Ok-Bin Kim © Le Pacte

Ein bisschen hiervon, ein bisschen davon

Trotz der konventionellen Sinnkrise ist Durst keinesfalls als klassischer Vampirfilm zu bezeichnen. Vielmehr ist der Streifen ein buntes Potpourri aus bekannten Genrevertretern und bringt auch tonal und erzählerisch viele verschiedene Geschmacksrichtungen mit sich. Mal Thriller, mal Romanze, mal Horror, mal schwarze Komödie und irgendwo auch ein bisschen Krimi – Park Chan-wook hat hier für jeden etwas Nettes dabei.

Nichtsdestotrotz hat man nie das Gefühl, dass hier zu viel drin ist, denn die Vermischung von einzelnen Genres funktioniert einwandfrei und sorgt so für eine innovative Filmerfahrung. Zart Besaitete sollten trotzdem gebührenden Abstand nehmen, denn in den ersten 30 Minuten werden so zum Beispiel zahlreiche Leprakranke, das mühelose Ablösen von Fingernägeln, das Erbrechen von Blut durch eine Blockflöte, die Selbstzüchtigung mit einem Bambusrohr und das Trinken von Blut aus einem Transfusionsschlauch inszeniert.

In Verbindung mit dem sehr bildlichen und auch präsenten Sounddesign entstehen dadurch sehr intensive Sequenzen, bei denen man vor dem heimischen TV-Gerät richtig mitfühlen kann und bei dem zumindest ich den ein oder anderen angewiderten Laut von mir geben musste. Auf eine Sichtung während dem Essen oder beim ersten Date sollte man also wohl verzichten. Insbesondere dann, wenn der einzige Berührungspunkt mit Vampirfilmen bisher nur Twilight war.

Auch sonst wird hier – vom CGI abgesehen – kinematografisch auf sehr hohem Niveau gearbeitet. Diverse wunderbar freie Kamerafahrten sorgen für Dynamik und Szeneneinstiege mit nahen Detaileinstellungen für Spannung.

Kang-Ho Song © Le Pacte

Ein bisschen zu viel, ein bisschen zu wenig

Trotz allem ist Durst für mich der bisher schwächste Park Chan-wook. Das dürfte wohl auch an der Version, die ich hierfür gesehen habe, liegen. Mit 153 Minuten schlägt der Directors Cut zu Buche, der damit mindestens 30 Minuten zu lang ist. Insbesondere in der extrem ausgedehnten Mitte des Filmes geht die Spannung fast komplett verloren und auch bis zum hervorragenden Finale häufen sich diverse Unregelmäßigkeiten im Pacing. Hier sollte man wohl auf jeden Fall zur 30 Minuten kürzeren Standard-Version greifen, auch wenn an dieser Stelle fairerweise nicht bekannt ist, ob die Kürzungen die richtigen Stellen betreffen.

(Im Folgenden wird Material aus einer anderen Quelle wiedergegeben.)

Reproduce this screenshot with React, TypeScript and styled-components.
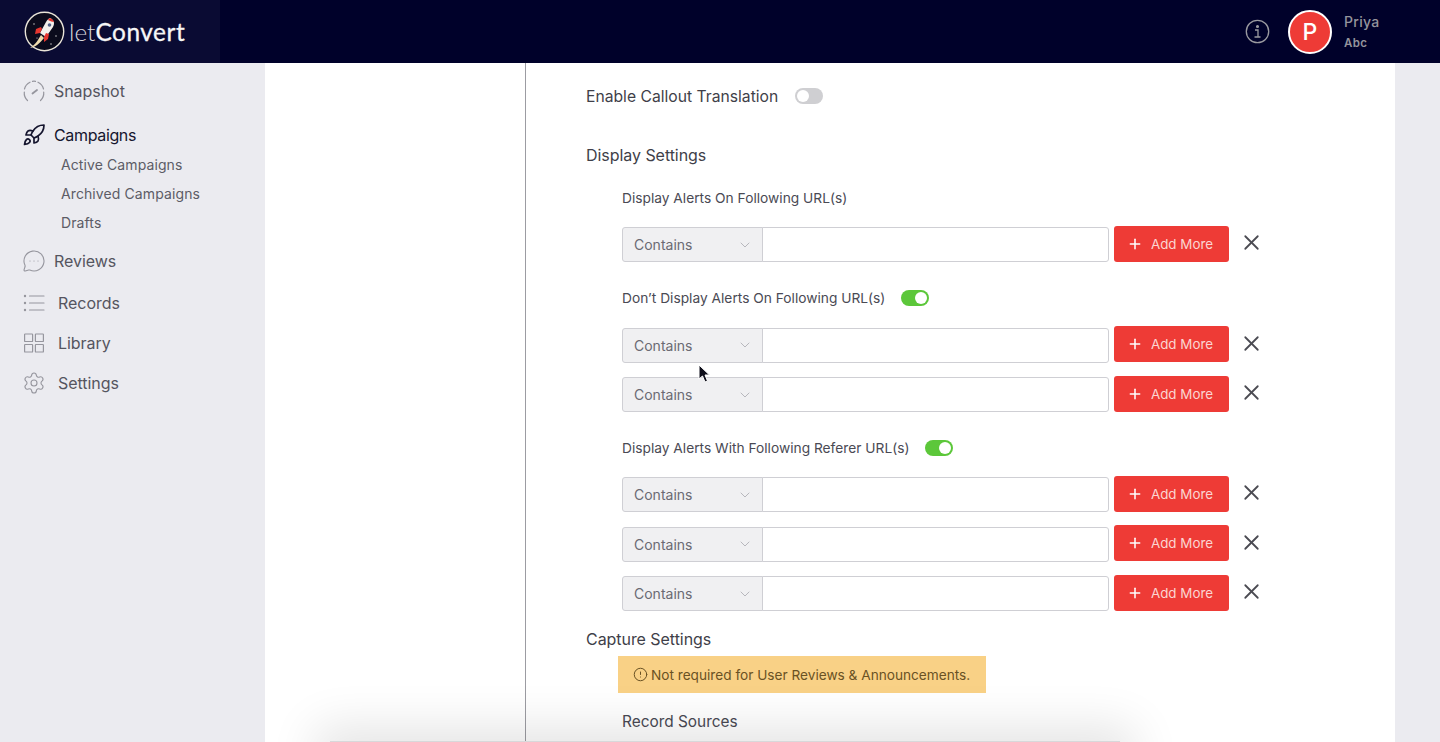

Der zweite Aspekt ist die – trotz der Filmlänge – etwas zu dürftige geratene Figurencharakterisierung. Hier hätte man sich, insbesondere nach dem ersten Akt, deutlich mehr wünschen können. Leider verläuft sich die Erzählung irgendwann in sich selbst und vergisst in diesem Prozess seine Hauptfiguren und deren Motivationen, nur um sie irgendwann im letzten Akt wieder aufzulesen.

Mit ein wenig mehr Feinschliff wäre hier ein echtes Meisterwerk drin gewesen, so reicht es „nur“ für einen sehr unterhaltsamen Vertreter des Vampirfilms. Wer also auf die blutliebenden Gefährten oder auf Park Chan-wook steht, sollte auf jeden Fall mal einen näheren Blick auf Durst werfen, der insgesamt deutlich mehr richtig macht als falsch.